On appeal, the Second Circuit Court of Appeals held that in general, New York State, local government, and Suffolk County may claim a copyright protection under the Copyright Act. In contrast to the Federal Government, which is prohibited from obtaining copyright protection for its works (17 USC §105), the Second Circuit found that "the Copyright Act is silent as to the rights of states or their subdivisions" and that "[b]y specifying a limitation on ownership solely against the federal government, the Copyright Act implies that states and their subdivisions are not excluded from protection under the Act." County of Suffolk v. First American Real Estate, 261 F.3d 179, 187 (2nd Cir. 2001).*
Due to insufficient evidence, however, the Second Circuit remanded the matter concerning whether the maps were sufficiently original and creative to qualify for copyright protection, or whether the content and the form of the maps were dictated by state law and regulation and thus not subject to copyright protection. Further, the Second Circuit opined, it would be for the District Court to determine whether the tax maps were in the public domain from inception, and thus outside the coverage of the Copyright Act. To make this determination, the District Court would have to consider, most importantly, whether the County needed the economic incentive of the Copyright Act to create the maps, or whether it had adequate incentives or obligations to produce their respective materials.
The Second Circuit Court then turned to the issue of whether the Freedom of Information Law continued to impose an obligation on the County to make the maps available for public inspection and copying, and confirmed that the County’s responsibility to make all records available for public inspection and copying applied to maps which may be protected by copyright. The Court further opined that:
"Suffolk County also cannot restrict the subsequent dissemination of its work completely. First, the Copyright Act ‘protects only the form of expression and not the ideas expressed.’ New York Times Co. v United States, 403 US 713, 726 n. *, 91 S.Ct. 2140, 29 L.Ed.2d 822 (1971) (Brennan, J., concurring); .... Second, the fair use doctrine, codified in section 107 of the Copyright Act, strikes a balance between the rights of a copyright holder and the interest of the public in disseminating information.... The fair use doctrine ‘permits [and requires] courts to avoid rigid application of the copyright statute when, on occasion, it would stifle the very creativity which that law is designed to foster.’ Campbell v. Acuff-Rose Music, Inc., 510 US 569, 577, 114 S.Ct. 1164, 127 L.E.2d 500 (1994) (internal quotation marks omitted)." Id., at 193.
Following remand to the District Court, litigation was settled, and the court, therefore, never determined the issue of whether the maps were sufficiently original and creative to validly claim copyright protection.
Conditioning the release of copies on contractual agreements governing future treatment of the copies, in our opinion, would thwart the very purpose and intent of the Freedom of Information Law.
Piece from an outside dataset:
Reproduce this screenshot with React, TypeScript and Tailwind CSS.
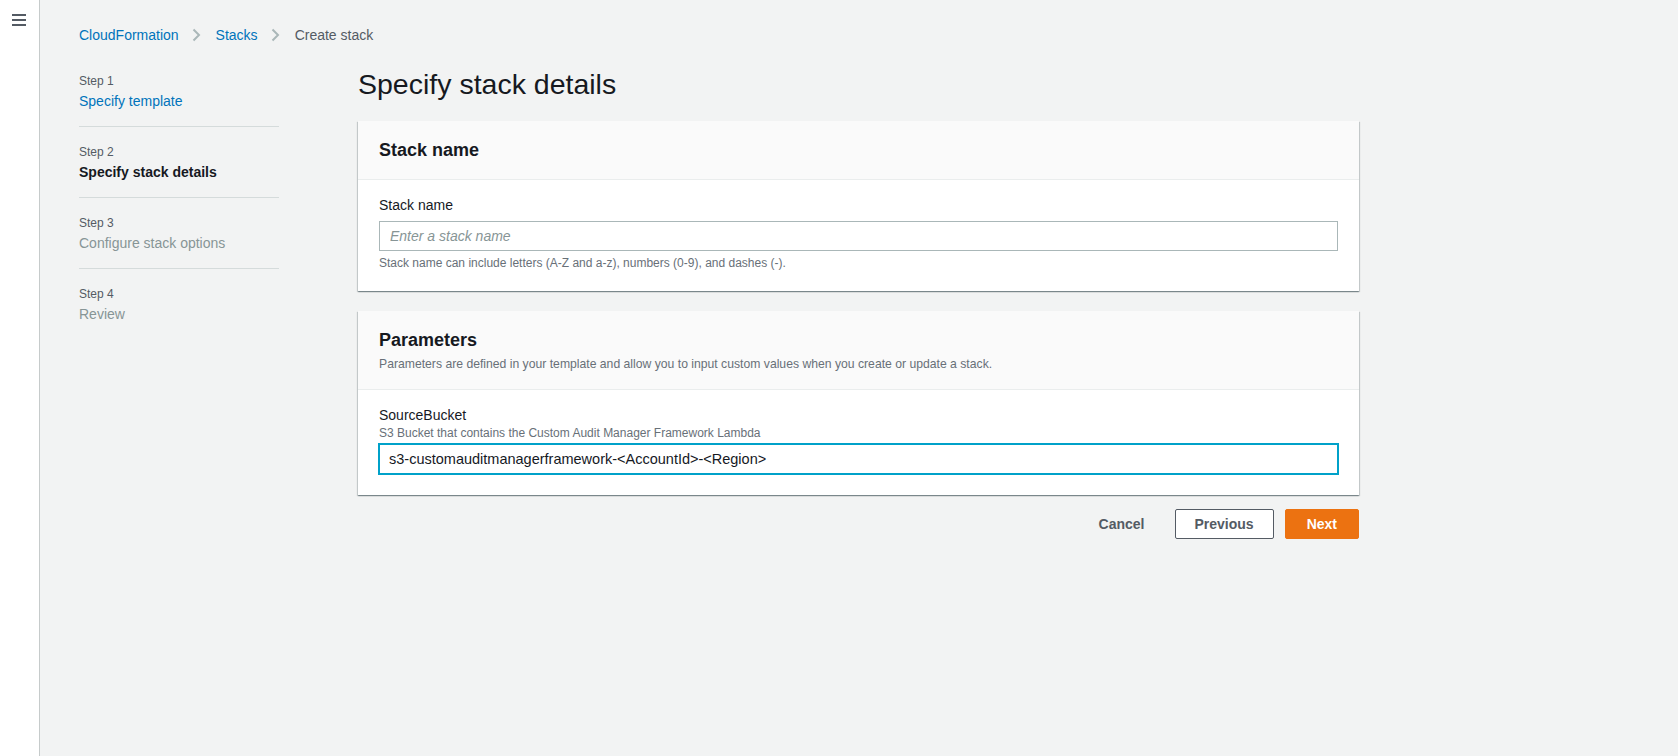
import React from "react";

const steps = [
  { label: "Step 1", name: "Specify template", state: "done" },
  { label: "Step 2", name: "Specify stack details", state: "active" },
  { label: "Step 3", name: "Configure stack options", state: "todo" },
  { label: "Step 4", name: "Review", state: "todo" },
];

const cardShadow =
  "shadow-[0_1px_1px_0_rgba(0,28,36,0.3),1px_1px_1px_0_rgba(0,28,36,0.15),-1px_1px_1px_0_rgba(0,28,36,0.15)]";

function Chevron() {
  return (
    <svg width="16" height="16" viewBox="0 0 16 16" className="shrink-0">
      <path d="M4.5 2.5 L10 8 L4.5 13.5" fill="none" stroke="#aab7b8" strokeWidth="2" />
    </svg>
  );
}

export default function App() {
  return (
    <div
      className="flex h-[756px] w-full bg-[#f2f3f3] text-[#16191f]"
      style={{ fontFamily: '"Liberation Sans", Arial, sans-serif' }}
    >
      {/* collapsed side nav */}
      <aside className="w-[40px] shrink-0 bg-white border-r border-[#c6cbcb] pl-[12px] pt-[14px]">
        <svg width="14" height="12" viewBox="0 0 14 12">
          <rect x="0" y="0" width="14" height="2" fill="#545b64" />
          <rect x="0" y="5" width="14" height="2" fill="#545b64" />
          <rect x="0" y="10" width="14" height="2" fill="#545b64" />
        </svg>
      </aside>

      <main className="flex-1 pl-[39px] pt-[25px]">
        <nav className="flex items-center gap-[10.5px] text-[14px] leading-[20px]">
          <a className="text-[#0073bb]">CloudFormation</a>
          <Chevron />
          <a className="text-[#0073bb]">Stacks</a>
          <Chevron />
          <span className="text-[#545b64]">Create stack</span>
        </nav>

        <div className="flex mt-[21px]">
          <ol className="w-[200px] shrink-0 pt-[7px]">
            {steps.map((s, i) => (
              <li
                key={s.label}
                className={`${i > 0 ? "pt-[17px]" : ""} ${i < steps.length - 1 ? "pb-[15px] border-b border-[#d5dbdb]" : ""}`}
              >
                <div className="text-[12px] leading-[16px] text-[#545b64]">{s.label}</div>
                <div
                  className={`mt-[2px] text-[14px] leading-[20px] ${
                    s.state === "done"
                      ? "text-[#0073bb]"
                      : s.state === "active"
                      ? "font-bold text-[#16191f]"
                      : "text-[#879596]"
                  }`}
                >
                  {s.name}
                </div>
              </li>
            ))}
          </ol>

          <section className="ml-[79px] w-[1001px]">
            <h1 className="text-[28.5px] leading-[36px] font-normal">Specify stack details</h1>

            <div className={`mt-[19px] bg-white ${cardShadow}`}>
              <div className="bg-[#fafafa] border-b border-[#eaeded] px-[21px] py-[17px]">
                <h2 className="text-[18px] leading-[24px] font-bold">Stack name</h2>
              </div>
              <div className="px-[21px] pt-[15px] pb-[20px]">
                <label className="block text-[14px] leading-[20px]">Stack name</label>
                <input
                  className="mt-[6px] block w-full h-[30px] border border-[#aab7b8] bg-white px-[10px] text-[14px] italic placeholder:text-[#879596] outline-none"
                  placeholder="Enter a stack name"
                />
                <p className="mt-[4px] text-[12px] leading-[16px] text-[#687078]">
                  Stack name can include letters (A-Z and a-z), numbers (0-9), and dashes (-).
                </p>
              </div>
            </div>

            <div className={`mt-[20px] bg-white ${cardShadow}`}>
              <div className="bg-[#fafafa] border-b border-[#eaeded] px-[21px] py-[17px]">
                <h2 className="text-[18px] leading-[24px] font-bold">Parameters</h2>
                <p className="mt-[4px] text-[12.2px] leading-[16px] text-[#687078]">
                  Parameters are defined in your template and allow you to input custom values when you create or update a stack.
                </p>
              </div>
              <div className="px-[21px] pt-[15px] pb-[21px]">
                <label className="block text-[14px] leading-[20px]">SourceBucket</label>
                <p className="text-[12px] leading-[16px] text-[#687078]">
                  S3 Bucket that contains the Custom Audit Manager Framework Lambda
                </p>
                <input
                  className="mt-[3px] block w-full h-[30px] border border-[#00a1c9] shadow-[0_0_0_1px_#00a1c9] bg-white px-[9px] text-[14.5px] text-[#16191f] outline-none"
                  defaultValue="s3-customauditmanagerframework-<AccountId>-<Region>"
                />
              </div>
            </div>

            <div className="mt-[14px] flex justify-end gap-[11px] text-[14px] font-bold">
              <button className="h-[30px] pl-[20px] pr-[18px] border border-transparent text-[#545b64]">Cancel</button>
              <button className="h-[30px] px-[19px] border border-[#545b64] rounded-[2px] bg-white text-[#545b64]">
                Previous
              </button>
              <button className="h-[30px] px-[21px] border border-[#ec7211] rounded-[2px] bg-[#ec7211] text-white">
                Next
              </button>
            </div>
          </section>
        </div>
      </main>
    </div>
  );
}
It is our belief that when materials are accessible under the Freedom of Information Law, upon receipt of the appropriate fee, they must be released to the applicant without restriction. Accordingly, in keeping with the Second Circuit decision in County of Suffolk, we advise that it is permissible for the County to notify the applicant that the materials may be subject to copyright protection, but that the County cannot condition access on a contractual obligation pertaining to redisclosure of records accessible to any member of the public.
Finally, we note that your letter advises Ms. Foley that there is a $45 cost of reproduction of the material onto a compact disc.
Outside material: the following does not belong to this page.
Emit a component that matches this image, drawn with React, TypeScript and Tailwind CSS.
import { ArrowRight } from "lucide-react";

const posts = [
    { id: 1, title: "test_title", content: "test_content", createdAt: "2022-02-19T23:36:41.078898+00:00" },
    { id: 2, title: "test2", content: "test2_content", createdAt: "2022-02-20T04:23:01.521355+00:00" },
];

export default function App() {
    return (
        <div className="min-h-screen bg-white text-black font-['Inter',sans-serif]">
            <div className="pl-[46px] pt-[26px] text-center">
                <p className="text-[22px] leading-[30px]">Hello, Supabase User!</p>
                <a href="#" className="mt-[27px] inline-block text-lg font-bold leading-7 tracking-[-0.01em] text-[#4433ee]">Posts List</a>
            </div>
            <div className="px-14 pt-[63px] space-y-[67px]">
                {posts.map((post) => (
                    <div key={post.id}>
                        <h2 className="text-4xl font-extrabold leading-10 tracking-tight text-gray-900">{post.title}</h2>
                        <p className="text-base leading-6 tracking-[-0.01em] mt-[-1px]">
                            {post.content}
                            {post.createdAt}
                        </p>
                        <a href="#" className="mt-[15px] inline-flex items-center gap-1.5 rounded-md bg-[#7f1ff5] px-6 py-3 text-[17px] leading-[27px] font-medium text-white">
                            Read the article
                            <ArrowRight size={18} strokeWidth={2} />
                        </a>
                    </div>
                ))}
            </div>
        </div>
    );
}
With respect to clerical or other costs associated with responding to a request for copies of records, the specific language of the Freedom of Information Law and the regulations promulgated by the Committee on Open Government indicate that, absent statutory authority, an agency may charge fees only for the reproduction of records. In addition to §87(1)(b) of the Law, the regulations state in relevant part that:
"Except when a different fee is otherwise prescribed by statute:
(a) There shall be no fee charged for the following:
(1) inspection of records;
(2) search for records; or
(3) any certification pursuant to this Part" (21 NYCRR 1401.8)."
Further, §1401.8(c)(3) states in relevant part that "the actual reproduction cost...is the average unit cost for copying a record, excluding fixed costs of the agency such as operator salaries."
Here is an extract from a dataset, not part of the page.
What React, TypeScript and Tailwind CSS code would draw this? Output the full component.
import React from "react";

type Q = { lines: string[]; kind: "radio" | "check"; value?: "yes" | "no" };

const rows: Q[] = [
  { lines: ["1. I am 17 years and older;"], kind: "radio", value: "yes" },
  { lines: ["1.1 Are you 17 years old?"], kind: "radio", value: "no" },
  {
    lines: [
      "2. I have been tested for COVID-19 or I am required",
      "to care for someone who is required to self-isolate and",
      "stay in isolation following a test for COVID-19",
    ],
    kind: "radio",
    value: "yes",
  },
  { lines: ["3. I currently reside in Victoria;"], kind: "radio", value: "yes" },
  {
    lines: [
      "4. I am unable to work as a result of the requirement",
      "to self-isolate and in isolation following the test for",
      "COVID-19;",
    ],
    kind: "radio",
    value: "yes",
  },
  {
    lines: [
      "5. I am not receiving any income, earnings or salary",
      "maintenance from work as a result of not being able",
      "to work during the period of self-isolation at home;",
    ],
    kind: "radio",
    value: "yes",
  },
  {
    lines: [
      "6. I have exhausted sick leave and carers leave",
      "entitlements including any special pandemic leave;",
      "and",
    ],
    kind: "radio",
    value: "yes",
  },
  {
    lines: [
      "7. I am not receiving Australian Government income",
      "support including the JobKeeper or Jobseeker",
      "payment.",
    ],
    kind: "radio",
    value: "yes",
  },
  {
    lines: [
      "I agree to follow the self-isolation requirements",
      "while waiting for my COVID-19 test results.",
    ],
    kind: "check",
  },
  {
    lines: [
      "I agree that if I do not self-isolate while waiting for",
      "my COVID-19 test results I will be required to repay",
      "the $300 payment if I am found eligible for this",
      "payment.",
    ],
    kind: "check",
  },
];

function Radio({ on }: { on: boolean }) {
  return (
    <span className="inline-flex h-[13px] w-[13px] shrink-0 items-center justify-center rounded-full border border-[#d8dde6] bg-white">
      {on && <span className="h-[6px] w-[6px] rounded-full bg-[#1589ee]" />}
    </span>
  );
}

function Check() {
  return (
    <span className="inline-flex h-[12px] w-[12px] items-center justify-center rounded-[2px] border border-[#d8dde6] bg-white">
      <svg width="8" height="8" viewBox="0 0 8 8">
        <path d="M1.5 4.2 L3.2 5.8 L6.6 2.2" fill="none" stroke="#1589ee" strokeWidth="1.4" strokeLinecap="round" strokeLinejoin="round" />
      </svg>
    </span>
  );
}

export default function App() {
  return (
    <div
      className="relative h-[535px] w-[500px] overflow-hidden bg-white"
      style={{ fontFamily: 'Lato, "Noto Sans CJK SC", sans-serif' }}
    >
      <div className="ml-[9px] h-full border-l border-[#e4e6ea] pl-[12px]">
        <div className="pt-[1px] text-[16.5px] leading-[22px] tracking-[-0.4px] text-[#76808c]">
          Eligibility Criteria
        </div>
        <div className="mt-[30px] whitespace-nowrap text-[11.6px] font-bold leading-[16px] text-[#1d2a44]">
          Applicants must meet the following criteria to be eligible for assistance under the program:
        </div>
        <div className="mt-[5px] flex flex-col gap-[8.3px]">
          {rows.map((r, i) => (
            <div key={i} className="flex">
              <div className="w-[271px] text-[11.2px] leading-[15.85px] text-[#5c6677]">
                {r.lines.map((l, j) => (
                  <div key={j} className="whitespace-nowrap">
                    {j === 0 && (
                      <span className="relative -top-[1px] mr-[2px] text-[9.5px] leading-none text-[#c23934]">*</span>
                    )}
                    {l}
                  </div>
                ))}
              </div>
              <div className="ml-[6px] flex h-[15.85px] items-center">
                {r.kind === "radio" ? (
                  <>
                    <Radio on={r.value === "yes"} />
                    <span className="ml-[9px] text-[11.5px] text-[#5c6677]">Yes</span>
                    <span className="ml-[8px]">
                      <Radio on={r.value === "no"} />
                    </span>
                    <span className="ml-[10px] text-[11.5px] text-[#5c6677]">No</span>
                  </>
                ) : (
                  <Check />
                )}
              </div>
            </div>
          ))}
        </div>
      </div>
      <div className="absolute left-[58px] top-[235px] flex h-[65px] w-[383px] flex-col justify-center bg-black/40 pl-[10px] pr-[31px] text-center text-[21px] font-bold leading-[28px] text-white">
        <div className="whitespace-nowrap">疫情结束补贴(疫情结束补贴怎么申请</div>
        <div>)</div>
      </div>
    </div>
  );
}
Based upon the foregoing, we believe that a fee for reproducing electronic information would involve the cost of computer time, plus the cost of an information storage medium (i.e., a computer tape or disk) to which data is transferred.
Lastly, although compliance with the Freedom of Information Law involves the use of public employees' time, the Court of Appeals has found that the Law is not intended to be given effect"on a cost-accounting basis", but rather that "Meeting the public's legitimate right of access to information concerning government is fulfillment of a governmental obligation, not the gift of, or waste of, public funds" [Doolan v. BOCES, 48 NY 2d 341, 347 (1979)].
Thank you for your consideration of these issues. A copy of this opinion will be forwarded to Ms. Foley.